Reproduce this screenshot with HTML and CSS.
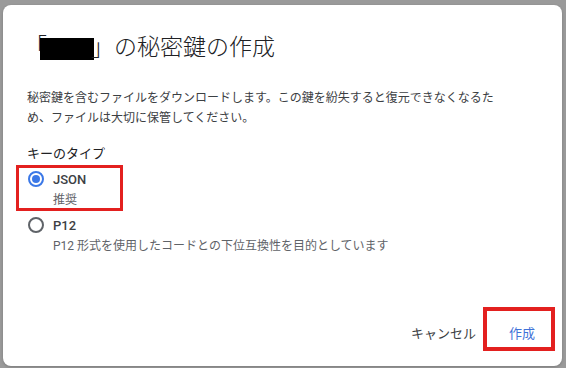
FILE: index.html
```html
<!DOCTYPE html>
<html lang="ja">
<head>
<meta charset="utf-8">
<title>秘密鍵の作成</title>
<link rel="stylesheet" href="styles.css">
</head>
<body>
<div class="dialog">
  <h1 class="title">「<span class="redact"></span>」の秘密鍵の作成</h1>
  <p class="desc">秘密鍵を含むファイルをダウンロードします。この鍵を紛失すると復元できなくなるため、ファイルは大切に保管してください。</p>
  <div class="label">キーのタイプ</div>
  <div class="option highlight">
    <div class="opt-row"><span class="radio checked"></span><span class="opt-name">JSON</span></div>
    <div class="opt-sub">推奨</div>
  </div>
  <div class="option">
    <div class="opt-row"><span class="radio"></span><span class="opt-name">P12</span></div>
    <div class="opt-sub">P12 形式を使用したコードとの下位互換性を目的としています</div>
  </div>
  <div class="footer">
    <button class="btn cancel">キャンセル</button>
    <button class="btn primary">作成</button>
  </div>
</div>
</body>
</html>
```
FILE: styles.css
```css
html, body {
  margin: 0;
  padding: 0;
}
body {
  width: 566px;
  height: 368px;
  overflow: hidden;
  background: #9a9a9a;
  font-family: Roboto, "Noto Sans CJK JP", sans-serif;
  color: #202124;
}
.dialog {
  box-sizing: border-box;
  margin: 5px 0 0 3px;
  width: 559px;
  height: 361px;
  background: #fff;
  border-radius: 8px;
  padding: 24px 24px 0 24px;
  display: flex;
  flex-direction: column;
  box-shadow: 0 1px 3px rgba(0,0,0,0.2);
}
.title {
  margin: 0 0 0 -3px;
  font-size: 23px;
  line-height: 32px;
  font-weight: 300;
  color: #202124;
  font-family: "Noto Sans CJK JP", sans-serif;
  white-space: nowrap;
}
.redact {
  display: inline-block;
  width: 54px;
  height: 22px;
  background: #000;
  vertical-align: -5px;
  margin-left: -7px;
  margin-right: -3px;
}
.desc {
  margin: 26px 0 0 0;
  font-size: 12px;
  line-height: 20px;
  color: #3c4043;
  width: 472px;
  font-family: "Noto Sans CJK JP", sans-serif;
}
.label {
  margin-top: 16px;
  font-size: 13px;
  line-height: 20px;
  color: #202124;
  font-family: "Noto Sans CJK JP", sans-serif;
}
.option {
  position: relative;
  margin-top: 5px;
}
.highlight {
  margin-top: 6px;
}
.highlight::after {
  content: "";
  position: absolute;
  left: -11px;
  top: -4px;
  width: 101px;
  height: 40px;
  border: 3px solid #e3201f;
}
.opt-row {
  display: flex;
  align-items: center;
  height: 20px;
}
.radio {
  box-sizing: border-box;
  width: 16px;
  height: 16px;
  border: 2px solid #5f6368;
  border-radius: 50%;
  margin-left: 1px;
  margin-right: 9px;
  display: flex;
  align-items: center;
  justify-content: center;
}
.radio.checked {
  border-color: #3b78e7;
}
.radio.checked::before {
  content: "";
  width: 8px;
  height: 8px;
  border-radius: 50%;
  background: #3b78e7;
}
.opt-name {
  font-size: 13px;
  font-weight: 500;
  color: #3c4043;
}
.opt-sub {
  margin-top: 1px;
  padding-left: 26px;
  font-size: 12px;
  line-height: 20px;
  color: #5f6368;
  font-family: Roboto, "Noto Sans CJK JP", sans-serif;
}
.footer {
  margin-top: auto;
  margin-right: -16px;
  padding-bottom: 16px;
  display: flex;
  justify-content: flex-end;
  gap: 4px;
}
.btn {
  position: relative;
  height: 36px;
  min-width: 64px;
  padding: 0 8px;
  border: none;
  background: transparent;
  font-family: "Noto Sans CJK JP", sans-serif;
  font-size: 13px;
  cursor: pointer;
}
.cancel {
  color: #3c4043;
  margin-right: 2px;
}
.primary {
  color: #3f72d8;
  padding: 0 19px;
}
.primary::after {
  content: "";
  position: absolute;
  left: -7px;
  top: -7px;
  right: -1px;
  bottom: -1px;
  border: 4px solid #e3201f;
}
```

EXERCISE REQUIREMENTS: Quote each line of the listing exactly, but leave the pictures out.

ANSWER IN FULL:
Reproduce this screenshot with HTML and CSS.
FILE: index.html
```html
<!DOCTYPE html>
<html lang="ja">
<head>
<meta charset="utf-8">
<title>秘密鍵の作成</title>
<link rel="stylesheet" href="styles.css">
</head>
<body>
<div class="dialog">
  <h1 class="title">「<span class="redact"></span>」の秘密鍵の作成</h1>
  <p class="desc">秘密鍵を含むファイルをダウンロードします。この鍵を紛失すると復元できなくなるため、ファイルは大切に保管してください。</p>
  <div class="label">キーのタイプ</div>
  <div class="option highlight">
    <div class="opt-row"><span class="radio checked"></span><span class="opt-name">JSON</span></div>
    <div class="opt-sub">推奨</div>
  </div>
  <div class="option">
    <div class="opt-row"><span class="radio"></span><span class="opt-name">P12</span></div>
    <div class="opt-sub">P12 形式を使用したコードとの下位互換性を目的としています</div>
  </div>
  <div class="footer">
    <button class="btn cancel">キャンセル</button>
    <button class="btn primary">作成</button>
  </div>
</div>
</body>
</html>
```
FILE: styles.css
```css
html, body {
  margin: 0;
  padding: 0;
}
body {
  width: 566px;
  height: 368px;
  overflow: hidden;
  background: #9a9a9a;
  font-family: Roboto, "Noto Sans CJK JP", sans-serif;
  color: #202124;
}
.dialog {
  box-sizing: border-box;
  margin: 5px 0 0 3px;
  width: 559px;
  height: 361px;
  background: #fff;
  border-radius: 8px;
  padding: 24px 24px 0 24px;
  display: flex;
  flex-direction: column;
  box-shadow: 0 1px 3px rgba(0,0,0,0.2);
}
.title {
  margin: 0 0 0 -3px;
  font-size: 23px;
  line-height: 32px;
  font-weight: 300;
  color: #202124;
  font-family: "Noto Sans CJK JP", sans-serif;
  white-space: nowrap;
}
.redact {
  display: inline-block;
  width: 54px;
  height: 22px;
  background: #000;
  vertical-align: -5px;
  margin-left: -7px;
  margin-right: -3px;
}
.desc {
  margin: 26px 0 0 0;
  font-size: 12px;
  line-height: 20px;
  color: #3c4043;
  width: 472px;
  font-family: "Noto Sans CJK JP", sans-serif;
}
.label {
  margin-top: 16px;
  font-size: 13px;
  line-height: 20px;
  color: #202124;
  font-family: "Noto Sans CJK JP", sans-serif;
}
.option {
  position: relative;
  margin-top: 5px;
}
.highlight {
  margin-top: 6px;
}
.highlight::after {
  content: "";
  position: absolute;
  left: -11px;
  top: -4px;
  width: 101px;
  height: 40px;
  border: 3px solid #e3201f;
}
.opt-row {
  display: flex;
  align-items: center;
  height: 20px;
}
.radio {
  box-sizing: border-box;
  width: 16px;
  height: 16px;
  border: 2px solid #5f6368;
  border-radius: 50%;
  margin-left: 1px;
  margin-right: 9px;
  display: flex;
  align-items: center;
  justify-content: center;
}
.radio.checked {
  border-color: #3b78e7;
}
.radio.checked::before {
  content: "";
  width: 8px;
  height: 8px;
  border-radius: 50%;
  background: #3b78e7;
}
.opt-name {
  font-size: 13px;
  font-weight: 500;
  color: #3c4043;
}
.opt-sub {
  margin-top: 1px;
  padding-left: 26px;
  font-size: 12px;
  line-height: 20px;
  color: #5f6368;
  font-family: Roboto, "Noto Sans CJK JP", sans-serif;
}
.footer {
  margin-top: auto;
  margin-right: -16px;
  padding-bottom: 16px;
  display: flex;
  justify-content: flex-end;
  gap: 4px;
}
.btn {
  position: relative;
  height: 36px;
  min-width: 64px;
  padding: 0 8px;
  border: none;
  background: transparent;
  font-family: "Noto Sans CJK JP", sans-serif;
  font-size: 13px;
  cursor: pointer;
}
.cancel {
  color: #3c4043;
  margin-right: 2px;
}
.primary {
  color: #3f72d8;
  padding: 0 19px;
}
.primary::after {
  content: "";
  position: absolute;
  left: -7px;
  top: -7px;
  right: -1px;
  bottom: -1px;
  border: 4px solid #e3201f;
}
```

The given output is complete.